Microsoft nears big bet on TikTok
Microsoft Corporation’s potential acquisition of short-video app TikTok carries myriad risks, thrusting it into the politically fraught social media business and Sino-US conflict amid increased scrutiny of big-tech companies.
But the deal could help Microsoft build on its $27bn (R466bn) purchase of LinkedIn to become a bigger player in internet advertising, now dominated by Facebook Inc and Alphabet Inc’s Google.
Microsoft said on Sunday it aimed to complete a deal by September 15 for TikTok’s US, Canada, Australia and New Zealand operations.
It is likely to have an edge in pricing negotiations as the US is effectively forcing TikTok’s Chinese parent, Bytedance, to sell by threatening to ban the app as a security risk.
TikTok has taken teenagers around the world by storm and emerged as a significant competitor to Facebook and Google’s YouTube.
But, like its rivals, TikTok faces substantial new costs for content moderation as the spread of misinformation and allegations of political bias roil social media. Increased oversight costs accounted for much of the 10 percentage-point drop in gross profit margins for Facebook and Alphabet over the last three and a half years, Refinitiv data showed.

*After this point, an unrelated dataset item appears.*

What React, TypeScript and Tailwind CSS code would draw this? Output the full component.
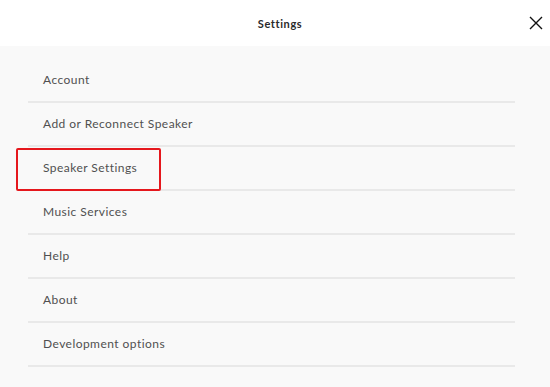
import React from "react";

const items = [
  "Account",
  "Add or Reconnect Speaker",
  "Speaker Settings",
  "Music Services",
  "Help",
  "About",
  "Development options",
];

export default function App() {
  return (
    <div className="w-[550px] h-[387px] overflow-hidden bg-[#f9f9f9] font-['Lato',sans-serif]">
      <header className="relative h-[46px] bg-white flex items-center justify-center pt-[3px] pl-[10px]">
        <span className="text-[11px] font-bold tracking-[0.6px] text-[#2a2a2a]">Settings</span>
        <button className="absolute right-[7px] top-[16px] w-[14px] h-[14px] text-[#111]" aria-label="Close">
          <svg viewBox="0 0 14 14" className="w-[14px] h-[14px]">
            <path d="M1 1L13 13M13 1L1 13" stroke="currentColor" strokeWidth="1.4" fill="none" />
          </svg>
        </button>
      </header>
      <ul className="ml-[28px] w-[487px] pt-[13px]">
        {items.map((label) => (
          <li
            key={label}
            className="relative h-[44px] flex items-center pl-[15px] border-b-2 border-[#e9e9e9] text-[12px] tracking-[0.45px] text-[#505050]"
          >
            {label}
            {label === "Speaker Settings" && (
              <span className="absolute left-[-12px] top-[1px] w-[145px] h-[43px] border-2 border-[#e5171d] rounded-[2px]" />
            )}
          </li>
        ))}
      </ul>
    </div>
  );
}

“Does Microsoft really want to own an app that breeds conspiracy theories in tweens?” said Hank Green, YouTube star and CEO of educational media company Complexly. He said TikTok removed content to maintain “a certain feel”, and could face public challenges over such decisions more often under a bigger name such as Microsoft.
At $1.55 trillion (R27 trillion), Microsoft is the world’s secondlargest company by market capitalisation after Apple Inc but has in recent years faced less criticism than peers over antitrust, data protection and China projects. Microsoft has done several big deals since Satya Nadella became CEO in 2014, with acquisitions including world-building game Minecraft and job-search social network LinkedIn.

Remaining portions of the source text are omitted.